DATASET RECORDS ::
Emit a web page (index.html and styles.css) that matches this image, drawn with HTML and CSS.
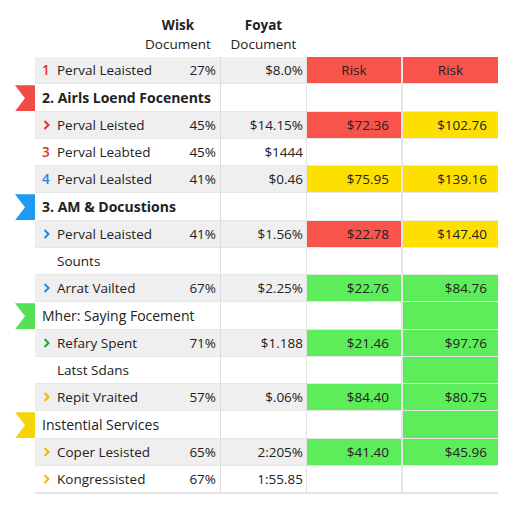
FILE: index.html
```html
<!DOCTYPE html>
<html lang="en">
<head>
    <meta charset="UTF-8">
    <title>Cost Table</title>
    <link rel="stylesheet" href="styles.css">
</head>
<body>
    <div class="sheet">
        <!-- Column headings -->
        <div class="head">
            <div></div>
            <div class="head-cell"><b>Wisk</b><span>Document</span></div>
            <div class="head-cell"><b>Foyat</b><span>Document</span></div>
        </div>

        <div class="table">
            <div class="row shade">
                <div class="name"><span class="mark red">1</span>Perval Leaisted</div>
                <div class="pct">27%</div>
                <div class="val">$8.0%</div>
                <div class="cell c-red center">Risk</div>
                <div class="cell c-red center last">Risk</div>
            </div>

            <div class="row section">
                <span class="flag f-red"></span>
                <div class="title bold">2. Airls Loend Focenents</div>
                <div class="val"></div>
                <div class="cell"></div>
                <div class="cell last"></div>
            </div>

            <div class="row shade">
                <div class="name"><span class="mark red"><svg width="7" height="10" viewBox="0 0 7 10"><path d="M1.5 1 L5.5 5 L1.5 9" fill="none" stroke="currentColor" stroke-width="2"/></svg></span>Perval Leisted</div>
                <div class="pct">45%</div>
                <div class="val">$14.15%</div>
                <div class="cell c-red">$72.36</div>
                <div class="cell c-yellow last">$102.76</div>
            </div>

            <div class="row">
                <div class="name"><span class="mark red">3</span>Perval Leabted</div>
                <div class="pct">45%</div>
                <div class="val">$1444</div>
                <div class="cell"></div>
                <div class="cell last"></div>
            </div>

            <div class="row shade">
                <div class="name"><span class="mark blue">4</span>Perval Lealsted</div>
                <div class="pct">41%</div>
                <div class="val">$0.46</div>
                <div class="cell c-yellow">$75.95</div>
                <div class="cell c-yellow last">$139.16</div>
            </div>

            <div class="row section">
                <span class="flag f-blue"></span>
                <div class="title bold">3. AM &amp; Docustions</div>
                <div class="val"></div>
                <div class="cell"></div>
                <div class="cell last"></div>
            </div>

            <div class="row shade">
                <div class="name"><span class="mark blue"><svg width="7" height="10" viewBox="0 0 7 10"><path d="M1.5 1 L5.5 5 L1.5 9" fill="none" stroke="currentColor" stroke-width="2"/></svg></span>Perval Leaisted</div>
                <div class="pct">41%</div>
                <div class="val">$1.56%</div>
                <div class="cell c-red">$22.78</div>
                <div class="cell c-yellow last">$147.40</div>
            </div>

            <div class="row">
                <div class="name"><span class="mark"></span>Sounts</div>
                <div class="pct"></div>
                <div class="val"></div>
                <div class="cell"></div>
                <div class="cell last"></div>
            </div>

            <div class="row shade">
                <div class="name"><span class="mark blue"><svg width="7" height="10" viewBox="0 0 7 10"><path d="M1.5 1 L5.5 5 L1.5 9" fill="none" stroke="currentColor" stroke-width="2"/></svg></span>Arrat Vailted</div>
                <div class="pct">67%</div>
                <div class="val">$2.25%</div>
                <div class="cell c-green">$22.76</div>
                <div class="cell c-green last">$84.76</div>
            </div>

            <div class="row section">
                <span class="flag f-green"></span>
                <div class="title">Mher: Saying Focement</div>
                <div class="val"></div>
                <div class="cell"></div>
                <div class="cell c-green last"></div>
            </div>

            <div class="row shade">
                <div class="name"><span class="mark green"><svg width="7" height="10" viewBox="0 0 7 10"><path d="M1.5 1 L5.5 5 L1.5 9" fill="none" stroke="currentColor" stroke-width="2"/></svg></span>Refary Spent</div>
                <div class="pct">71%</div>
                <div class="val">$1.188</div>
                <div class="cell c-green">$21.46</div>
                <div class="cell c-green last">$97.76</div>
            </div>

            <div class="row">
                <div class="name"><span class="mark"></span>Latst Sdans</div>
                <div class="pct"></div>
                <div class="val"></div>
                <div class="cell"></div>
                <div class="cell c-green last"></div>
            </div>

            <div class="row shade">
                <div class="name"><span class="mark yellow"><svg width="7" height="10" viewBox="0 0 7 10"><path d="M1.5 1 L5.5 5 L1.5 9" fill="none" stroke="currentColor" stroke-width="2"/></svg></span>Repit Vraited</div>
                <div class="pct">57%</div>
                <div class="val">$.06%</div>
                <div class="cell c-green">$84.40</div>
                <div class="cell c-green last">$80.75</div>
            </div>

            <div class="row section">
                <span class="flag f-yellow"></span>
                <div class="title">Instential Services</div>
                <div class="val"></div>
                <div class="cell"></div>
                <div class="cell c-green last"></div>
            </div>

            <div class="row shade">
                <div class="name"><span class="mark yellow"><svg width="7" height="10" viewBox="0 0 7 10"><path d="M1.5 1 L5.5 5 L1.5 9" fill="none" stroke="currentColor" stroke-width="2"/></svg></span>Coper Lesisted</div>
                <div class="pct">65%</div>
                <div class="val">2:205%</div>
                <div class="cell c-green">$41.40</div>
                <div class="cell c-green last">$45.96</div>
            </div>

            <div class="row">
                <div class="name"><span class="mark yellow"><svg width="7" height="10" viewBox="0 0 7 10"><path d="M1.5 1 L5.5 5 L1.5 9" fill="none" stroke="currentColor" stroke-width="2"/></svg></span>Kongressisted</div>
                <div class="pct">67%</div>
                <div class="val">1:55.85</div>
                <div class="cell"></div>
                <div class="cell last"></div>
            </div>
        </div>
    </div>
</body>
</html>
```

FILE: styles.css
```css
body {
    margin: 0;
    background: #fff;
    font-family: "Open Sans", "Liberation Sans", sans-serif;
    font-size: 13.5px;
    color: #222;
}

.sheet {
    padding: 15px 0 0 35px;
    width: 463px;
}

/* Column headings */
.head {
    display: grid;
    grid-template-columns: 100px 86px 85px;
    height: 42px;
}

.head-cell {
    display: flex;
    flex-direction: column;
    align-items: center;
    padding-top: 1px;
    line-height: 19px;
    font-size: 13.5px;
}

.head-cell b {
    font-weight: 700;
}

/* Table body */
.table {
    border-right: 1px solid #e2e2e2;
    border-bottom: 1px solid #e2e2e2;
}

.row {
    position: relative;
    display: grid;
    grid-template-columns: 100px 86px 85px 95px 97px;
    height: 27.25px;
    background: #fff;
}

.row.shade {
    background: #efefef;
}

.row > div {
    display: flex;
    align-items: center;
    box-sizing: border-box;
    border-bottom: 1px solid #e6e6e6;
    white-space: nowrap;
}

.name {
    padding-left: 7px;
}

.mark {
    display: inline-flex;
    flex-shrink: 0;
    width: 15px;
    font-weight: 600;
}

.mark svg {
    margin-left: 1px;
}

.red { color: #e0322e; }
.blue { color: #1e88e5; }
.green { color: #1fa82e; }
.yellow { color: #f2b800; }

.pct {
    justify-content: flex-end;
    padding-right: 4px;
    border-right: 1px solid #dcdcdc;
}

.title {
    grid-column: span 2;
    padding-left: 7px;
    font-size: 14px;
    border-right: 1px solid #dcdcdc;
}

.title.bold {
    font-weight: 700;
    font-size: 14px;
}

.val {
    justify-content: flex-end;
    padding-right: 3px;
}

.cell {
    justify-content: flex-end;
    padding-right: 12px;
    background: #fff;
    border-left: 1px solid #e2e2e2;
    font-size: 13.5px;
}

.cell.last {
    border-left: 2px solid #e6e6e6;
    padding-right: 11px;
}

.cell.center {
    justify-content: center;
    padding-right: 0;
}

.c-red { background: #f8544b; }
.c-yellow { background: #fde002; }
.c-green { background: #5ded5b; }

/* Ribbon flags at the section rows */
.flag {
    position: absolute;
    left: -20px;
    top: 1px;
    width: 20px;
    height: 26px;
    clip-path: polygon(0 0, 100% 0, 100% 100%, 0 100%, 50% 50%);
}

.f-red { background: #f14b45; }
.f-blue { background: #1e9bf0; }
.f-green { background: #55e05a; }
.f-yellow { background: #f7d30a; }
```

---

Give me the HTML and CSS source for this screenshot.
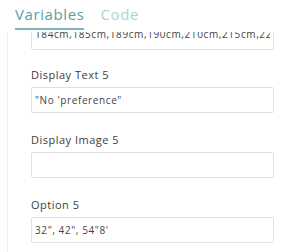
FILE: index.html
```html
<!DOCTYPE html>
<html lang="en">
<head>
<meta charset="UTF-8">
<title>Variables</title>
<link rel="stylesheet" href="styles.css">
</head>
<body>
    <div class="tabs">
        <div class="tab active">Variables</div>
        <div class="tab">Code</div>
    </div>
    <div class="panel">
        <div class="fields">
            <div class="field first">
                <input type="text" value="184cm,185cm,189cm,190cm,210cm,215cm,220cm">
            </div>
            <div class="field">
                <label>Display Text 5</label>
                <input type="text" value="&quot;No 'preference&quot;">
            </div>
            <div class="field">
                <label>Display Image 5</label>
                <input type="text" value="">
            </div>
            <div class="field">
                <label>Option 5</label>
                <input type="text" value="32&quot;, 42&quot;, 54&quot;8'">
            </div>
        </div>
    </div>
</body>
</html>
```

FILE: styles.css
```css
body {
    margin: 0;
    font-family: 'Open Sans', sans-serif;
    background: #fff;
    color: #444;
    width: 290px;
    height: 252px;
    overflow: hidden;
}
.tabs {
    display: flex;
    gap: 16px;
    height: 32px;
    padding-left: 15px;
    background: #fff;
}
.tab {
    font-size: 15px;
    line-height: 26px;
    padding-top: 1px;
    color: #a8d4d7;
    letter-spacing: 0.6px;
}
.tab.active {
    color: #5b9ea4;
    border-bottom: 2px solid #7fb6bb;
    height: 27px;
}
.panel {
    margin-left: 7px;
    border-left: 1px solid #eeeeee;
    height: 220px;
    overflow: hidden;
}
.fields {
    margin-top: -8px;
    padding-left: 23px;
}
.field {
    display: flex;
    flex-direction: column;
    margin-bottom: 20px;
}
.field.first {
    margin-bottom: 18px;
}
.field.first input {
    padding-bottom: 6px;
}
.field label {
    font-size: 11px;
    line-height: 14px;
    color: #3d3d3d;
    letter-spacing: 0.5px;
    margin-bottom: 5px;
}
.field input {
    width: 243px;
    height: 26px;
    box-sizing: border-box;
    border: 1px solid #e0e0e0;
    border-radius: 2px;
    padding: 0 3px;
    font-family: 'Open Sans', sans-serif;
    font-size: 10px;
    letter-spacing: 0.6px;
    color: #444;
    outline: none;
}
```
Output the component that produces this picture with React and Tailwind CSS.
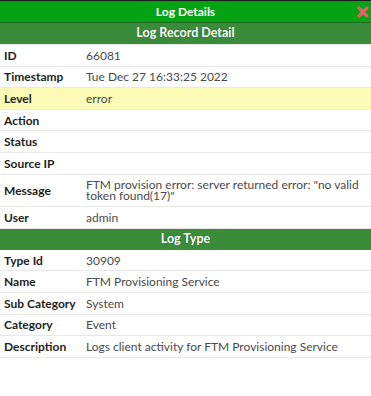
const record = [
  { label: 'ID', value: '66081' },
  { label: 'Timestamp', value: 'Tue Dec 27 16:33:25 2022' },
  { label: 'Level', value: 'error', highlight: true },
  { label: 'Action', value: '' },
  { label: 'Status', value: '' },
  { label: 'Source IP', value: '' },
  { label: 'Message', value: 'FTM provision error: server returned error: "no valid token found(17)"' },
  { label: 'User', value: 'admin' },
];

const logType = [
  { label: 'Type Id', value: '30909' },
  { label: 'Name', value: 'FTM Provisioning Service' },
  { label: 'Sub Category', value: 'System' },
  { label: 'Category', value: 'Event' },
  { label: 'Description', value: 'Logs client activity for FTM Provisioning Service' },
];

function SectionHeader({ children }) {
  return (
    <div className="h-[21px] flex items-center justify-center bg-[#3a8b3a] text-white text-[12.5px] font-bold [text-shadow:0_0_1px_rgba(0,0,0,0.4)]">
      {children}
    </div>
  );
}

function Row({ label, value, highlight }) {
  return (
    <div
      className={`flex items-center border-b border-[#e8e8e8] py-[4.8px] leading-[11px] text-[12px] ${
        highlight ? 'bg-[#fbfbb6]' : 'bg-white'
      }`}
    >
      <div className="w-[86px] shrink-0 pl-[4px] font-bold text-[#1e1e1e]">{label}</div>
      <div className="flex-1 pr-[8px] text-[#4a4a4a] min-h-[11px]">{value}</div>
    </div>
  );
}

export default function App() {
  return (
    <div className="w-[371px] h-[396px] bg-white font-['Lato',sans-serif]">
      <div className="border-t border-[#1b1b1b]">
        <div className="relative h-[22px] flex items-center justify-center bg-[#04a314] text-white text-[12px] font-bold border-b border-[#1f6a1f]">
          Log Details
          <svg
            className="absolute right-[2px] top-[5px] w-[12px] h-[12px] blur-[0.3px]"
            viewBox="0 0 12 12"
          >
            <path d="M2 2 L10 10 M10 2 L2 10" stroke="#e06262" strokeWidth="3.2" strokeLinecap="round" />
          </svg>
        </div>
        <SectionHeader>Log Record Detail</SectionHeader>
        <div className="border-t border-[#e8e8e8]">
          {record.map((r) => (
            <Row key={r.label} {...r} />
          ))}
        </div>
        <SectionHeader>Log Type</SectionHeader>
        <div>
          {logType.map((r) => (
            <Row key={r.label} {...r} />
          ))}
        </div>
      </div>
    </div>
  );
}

==

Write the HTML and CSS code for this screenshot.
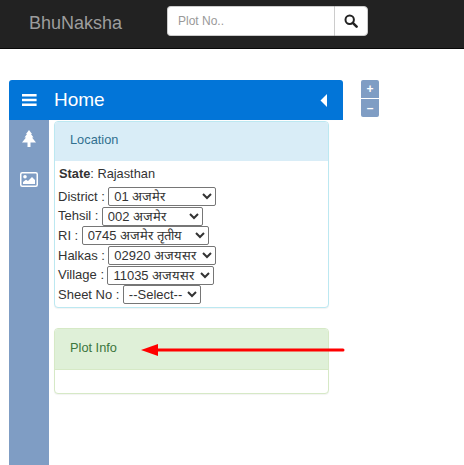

TO BE DONE ::
Check each line of the material above for "screenshot" and say how many lines contain it, giving the number alone.

COMPLETE RESPONSE ::
2